### Short problem
Each line containing the word "Output" should be found and copied.
-------
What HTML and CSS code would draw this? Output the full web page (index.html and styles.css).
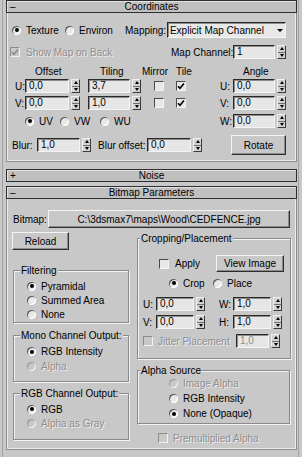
FILE: index.html
```html
<!DOCTYPE html>
<html>
<head>
<meta charset="utf-8">
<link rel="stylesheet" href="styles.css">
</head>
<body>
<div class="panel">
  <div class="rollout">
    <div class="head"><span class="sign">–</span><span class="title">Coordinates</span></div>
    <div class="body coords">
      <div class="row r-map">
        <span class="opt o-texture"><span class="radio on"></span>Texture</span>
        <span class="opt o-environ"><span class="radio"></span>Environ</span>
        <span class="l-mapping">Mapping:</span>
        <div class="dropdown"><span class="dd-text">Explicit Map Channel</span><span class="dd-arrow"></span></div>
      </div>
      <div class="row r-back">
        <span class="opt o-back dis-t"><span class="cb dis"><svg viewBox="0 0 8 8"><path d="M1 4.2 L3 6.3 L7 1.5" fill="none" stroke="#8a8a8a" stroke-width="1.6"/></svg></span>Show Map on Back</span>
        <span class="l-mapch">Map Channel:</span>
        <div class="spin"><span class="field f-42">1</span><span class="arrows"><i class="up"></i><i class="dn"></i></span></div>
      </div>
      <div class="row r-labels">
        <span class="c-offset">Offset</span><span class="c-tiling">Tiling</span><span class="c-mirror">Mirror</span><span class="c-tile">Tile</span><span>Angle</span>
      </div>
      <div class="row r-u">
        <span class="axis a-first">U:</span>
        <div class="spin"><span class="field f-44">0,0</span><span class="arrows"><i class="up"></i><i class="dn"></i></span></div>
        <div class="spin s-tiling"><span class="field f-42">3,7</span><span class="arrows"><i class="up"></i><i class="dn"></i></span></div>
        <span class="cb cb-mirror"></span>
        <span class="cb cb-tile"><svg viewBox="0 0 8 8"><path d="M1 4.2 L3 6.3 L7 1.5" fill="none" stroke="#000" stroke-width="1.6"/></svg></span>
        <span class="axis push">U:</span>
        <div class="spin"><span class="field f-42">0,0</span><span class="arrows"><i class="up"></i><i class="dn"></i></span></div>
      </div>
      <div class="row r-v">
        <span class="axis a-first">V:</span>
        <div class="spin"><span class="field f-44">0,0</span><span class="arrows"><i class="up"></i><i class="dn"></i></span></div>
        <div class="spin s-tiling"><span class="field f-42">1,0</span><span class="arrows"><i class="up"></i><i class="dn"></i></span></div>
        <span class="cb cb-mirror"></span>
        <span class="cb cb-tile"><svg viewBox="0 0 8 8"><path d="M1 4.2 L3 6.3 L7 1.5" fill="none" stroke="#000" stroke-width="1.6"/></svg></span>
        <span class="axis push">V:</span>
        <div class="spin"><span class="field f-42">0,0</span><span class="arrows"><i class="up"></i><i class="dn"></i></span></div>
      </div>
      <div class="row r-w">
        <span class="opt o-uv"><span class="radio on"></span>UV</span>
        <span class="opt o-vw"><span class="radio"></span>VW</span>
        <span class="opt"><span class="radio"></span>WU</span>
        <span class="axis push">W:</span>
        <div class="spin"><span class="field f-42">0,0</span><span class="arrows"><i class="up"></i><i class="dn"></i></span></div>
      </div>
      <div class="row r-blur">
        <span class="l-blur">Blur:</span>
        <div class="spin"><span class="field f-43">1,0</span><span class="arrows"><i class="up"></i><i class="dn"></i></span></div>
        <span class="l-bluroff">Blur offset:</span>
        <div class="spin"><span class="field f-44">0,0</span><span class="arrows"><i class="up"></i><i class="dn"></i></span></div>
        <span class="btn b-rotate push">Rotate</span>
      </div>
    </div>
  </div>

  <div class="rollout noise">
    <div class="head"><span class="sign">+</span><span class="title">Noise</span></div>
  </div>

  <div class="rollout bitmap">
    <div class="head"><span class="sign">–</span><span class="title">Bitmap Parameters</span></div>
    <div class="body bm-body">
      <div class="row r-path">
        <span class="l-bitmap">Bitmap:</span>
        <span class="btn b-path">C:\3dsmax7\maps\Wood\CEDFENCE.jpg</span>
      </div>
      <div class="cols">
        <div class="col-left">
          <span class="btn b-reload">Reload</span>
          <div class="grp g-filter">
            <span class="grp-title">Filtering</span>
            <div class="grp-rows">
              <div class="row g-row"><span class="radio on"></span>Pyramidal</div>
              <div class="row g-row"><span class="radio"></span>Summed Area</div>
              <div class="row g-row"><span class="radio"></span>None</div>
            </div>
          </div>
          <div class="grp g-mono">
            <span class="grp-title">Mono Channel Output:</span>
            <div class="grp-rows">
              <div class="row g-row"><span class="radio on"></span>RGB Intensity</div>
              <div class="row g-row dis-t"><span class="radio off"></span>Alpha</div>
            </div>
          </div>
          <div class="grp g-rgb">
            <span class="grp-title">RGB Channel Output:</span>
            <div class="grp-rows">
              <div class="row g-row"><span class="radio on"></span>RGB</div>
              <div class="row g-row dis-t"><span class="radio off"></span>Alpha as Gray</div>
            </div>
          </div>
        </div>
        <div class="col-right">
          <div class="grp g-crop">
            <span class="grp-title t-crop">Cropping/Placement</span>
            <div class="row r-apply">
              <span class="cb cb-apply"></span><span class="l-apply">Apply</span>
              <span class="btn b-view push">View Image</span>
            </div>
            <div class="row r-crop">
              <span class="opt o-crop"><span class="radio on"></span>Crop</span>
              <span class="opt"><span class="radio"></span>Place</span>
            </div>
            <div class="row r-cu">
              <span class="l-cu">U:</span>
              <div class="spin"><span class="field f-38">0,0</span><span class="arrows"><i class="up"></i><i class="dn"></i></span></div>
              <span class="l-cw">W:</span>
              <div class="spin"><span class="field f-38">1,0</span><span class="arrows"><i class="up"></i><i class="dn"></i></span></div>
            </div>
            <div class="row r-cv">
              <span class="l-cu">V:</span>
              <div class="spin"><span class="field f-38">0,0</span><span class="arrows"><i class="up"></i><i class="dn"></i></span></div>
              <span class="l-cw">H:</span>
              <div class="spin"><span class="field f-38">1,0</span><span class="arrows"><i class="up"></i><i class="dn"></i></span></div>
            </div>
            <div class="row r-jit">
              <span class="cb dis cb-jit"></span><span class="l-jit dis-t">Jitter Placement</span>
              <div class="spin"><span class="field f-33 dis-f">1,0</span><span class="arrows"><i class="up"></i><i class="dn"></i></span></div>
            </div>
          </div>
          <div class="grp g-alpha">
            <span class="grp-title t-crop">Alpha Source</span>
            <div class="a-rows">
              <div class="row a-row dis-t"><span class="radio off"></span>Image Alpha</div>
              <div class="row a-row"><span class="radio"></span>RGB Intensity</div>
              <div class="row a-row"><span class="radio on"></span>None (Opaque)</div>
            </div>
          </div>
          <div class="row r-premul dis-t"><span class="cb dis"></span>Premultiplied Alpha</div>
        </div>
      </div>
    </div>
  </div>
</div>
</body>
</html>
```

FILE: styles.css
```css
* { box-sizing: border-box; }
html, body { margin: 0; padding: 0; }
body {
  background: #c8c8c8;
  font-family: "Liberation Sans", Arial, sans-serif;
  font-size: 10px;
  line-height: 11px;
  color: #000;
  width: 302px;
  height: 457px;
  overflow: hidden;
}
.panel {
  margin-left: 2px;
  width: 297px;
  height: 457px;
  border-left: 1px solid #a2a2a2;
  border-right: 1px solid #a2a2a2;
  padding-left: 3px;
}
.rollout { width: 291px; }
.head {
  height: 13px;
  border: 1px solid #2e2e2e;
  background: #c0c0c0;
  box-shadow: inset 1px 1px 0 #e2e2e2;
  display: grid;
  grid-template-columns: 16px 1fr 16px;
  align-items: center;
}
.sign { padding-left: 3px; }
.title { text-align: center; }
.body {
  border: 1px solid #8c8c8c;
  border-top: none;
  box-shadow: inset 1px 0 0 #ececec, inset -1px -1px 0 #ececec;
}
.coords { height: 149px; padding-top: 9px; padding-right: 10px; }
.noise { margin-top: 7px; }
.bitmap { margin-top: 4px; }
.bm-body { height: 251px; padding-top: 11px; }

.row { display: flex; align-items: center; white-space: nowrap; }
.opt { display: flex; align-items: center; flex: none; }
.push { margin-left: auto; }
.dis-t { color: #8e8e8e; text-shadow: 1px 1px 0 #efefef; }

/* radios & checkboxes */
.radio {
  width: 9px; height: 9px; border-radius: 50%;
  background: #e8e8e8;
  box-shadow: inset 1px 1px 0 #5a5a5a, inset -1px -1px 0 #ffffff;
  margin-right: 5px; flex: none;
  display: flex; align-items: center; justify-content: center;
}
.radio.on::after { content: ""; width: 4px; height: 4px; border-radius: 50%; background: #000; }
.radio.off { background: #c8c8c8; box-shadow: inset 1px 1px 0 #9a9a9a, inset -1px -1px 0 #f2f2f2; }
.cb {
  width: 10px; height: 10px; flex: none;
  background: #e8e8e8;
  border: 1px solid; border-color: #4a4a4a #f4f4f4 #f4f4f4 #4a4a4a;
  display: flex; align-items: center; justify-content: center;
}
.cb svg { width: 8px; height: 8px; display: block; }
.cb.dis { background: #c8c8c8; border-color: #8c8c8c #f2f2f2 #f2f2f2 #8c8c8c; }

/* spinners */
.spin { display: flex; gap: 2px; height: 14px; flex: none; }
.field {
  background: #e6e6e6;
  border: 1px solid; border-color: #2a2a2a #f4f4f4 #f4f4f4 #2a2a2a;
  box-shadow: inset 1px 1px 0 #8c8c8c;
  padding-left: 3px; line-height: 12px;
}
.dis-f { color: #8e8e8e; }
.f-33 { width: 33px; }
.f-38 { width: 38px; }
.f-42 { width: 42px; }
.f-43 { width: 43px; }
.f-44 { width: 44px; }
.arrows {
  width: 9px; display: flex; flex-direction: column;
  border: 1px solid; border-color: #f0f0f0 #3a3a3a #3a3a3a #f0f0f0;
  background: #d2d2d2;
}
.arrows i { flex: 1; display: flex; align-items: center; justify-content: center; }
.arrows i:first-child { border-bottom: 1px solid #707070; }
.arrows i::before { content: ""; border-left: 2px solid transparent; border-right: 2px solid transparent; }
.arrows .up::before { border-bottom: 3px solid #000; }
.arrows .dn::before { border-top: 3px solid #000; }

/* buttons */
.btn {
  background: #c8c8c8;
  border: 1px solid; border-color: #f4f4f4 #2e2e2e #2e2e2e #f4f4f4;
  box-shadow: inset -1px -1px 0 #8c8c8c;
  display: flex; align-items: center; justify-content: center; flex: none;
}

/* coordinates rows */
.r-map { height: 16px; padding-left: 5px; }
.o-texture { width: 53px; }
.o-environ { width: 60px; }
.l-mapping { width: 43px; }
.dropdown {
  width: 122px; height: 16px; display: flex; align-items: center;
  background: #e8e8e8;
  border: 1px solid; border-color: #2a2a2a #f4f4f4 #f4f4f4 #2a2a2a;
  box-shadow: inset 1px 1px 0 #8c8c8c;
}
.dd-text { flex: 1; padding-left: 2px; }
.dd-arrow { width: 11px; display: flex; justify-content: center; }
.dd-arrow::before { content: ""; border-left: 3px solid transparent; border-right: 3px solid transparent; border-top: 3px solid #000; }

.r-back { margin-top: 7px; height: 14px; }
.o-back { margin-left: 3px; width: 161px; }
.o-back .cb { margin-right: 6px; }
.l-mapch { width: 62px; }

.r-labels { margin-top: 7px; height: 10px; }
.c-offset { margin-left: 28px; width: 65px; }
.c-tiling { width: 42px; }
.c-mirror { width: 34px; }
.c-tile { width: 67px; }

.r-u { margin-top: 3px; height: 14px; }
.r-v { margin-top: 3px; height: 14px; }
.axis { width: 13px; flex: none; }
.a-first { margin-left: 8px; width: 10px; }
.s-tiling { margin-left: 8px; }
.cb-mirror { margin-left: 13px; }
.cb-tile { margin-left: 12px; }

.r-w { margin-top: 4px; height: 14px; }
.o-uv { margin-left: 18px; width: 35px; }
.o-vw { width: 40px; }

.r-blur { margin-top: 7px; height: 20px; }
.l-blur { margin-left: 5px; width: 25px; }
.l-bluroff { margin-left: 7px; width: 49px; }
.b-rotate { width: 55px; height: 20px; }

/* bitmap */
.r-path { height: 18px; }
.l-bitmap { margin-left: 6px; width: 35px; }
.b-path { width: 242px; height: 18px; }
.cols { display: flex; margin-top: 4px; }
.col-left { margin-left: 5px; width: 125px; }
.col-right { width: 154px; }
.b-reload { width: 57px; height: 18px; }

.grp {
  border: 1px solid #8a8a8a;
  box-shadow: 1px 1px 0 #f2f2f2, inset 1px 1px 0 #f2f2f2;
}
.grp-title {
  display: block; width: max-content;
  margin: -6px 0 0 6px; height: 11px; padding: 0 1px;
  background: #c8c8c8;
}
.t-crop { margin-left: 2px; }
.g-filter, .g-mono, .g-rgb { margin-left: 1px; width: 116px; }
.g-filter { margin-top: 20px; height: 53px; }
.g-mono { margin-top: 12px; height: 47px; }
.g-rgb { margin-top: 11px; height: 47px; }
.grp-rows { margin-top: 3px; }
.g-row { height: 14px; padding-left: 13px; }
.g-mono .g-row { height: 15px; }

.g-crop { margin-top: 6px; width: 154px; height: 121px; padding-right: 6px; }
.r-apply { margin-top: 11px; height: 17px; }
.cb-apply { margin-left: 21px; }
.l-apply { margin-left: 6px; }
.b-view { width: 68px; height: 17px; }
.r-crop { margin-top: 5px; height: 12px; }
.o-crop { margin-left: 31px; width: 44px; }
.r-cu { margin-top: 8px; height: 14px; }
.r-cv { margin-top: 4px; height: 14px; }
.l-cu { margin-left: 5px; width: 13px; }
.l-cw { margin-left: 14px; width: 14px; }
.r-jit { margin-top: 5px; height: 14px; }
.cb-jit { margin-left: 5px; }
.l-jit { margin-left: 5px; width: 78px; }

.g-alpha { margin-top: 11px; width: 153px; height: 54px; }
.a-row { height: 15px; padding-left: 31px; }
.r-premul { margin-top: 9px; height: 10px; padding-left: 21px; }
.r-premul .cb { margin-right: 5px; }
```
-------
### Answer to this exercise
What HTML and CSS code would draw this? Output the full web page (index.html and styles.css).
            <span class="grp-title">Mono Channel Output:</span>
            <span class="grp-title">RGB Channel Output:</span>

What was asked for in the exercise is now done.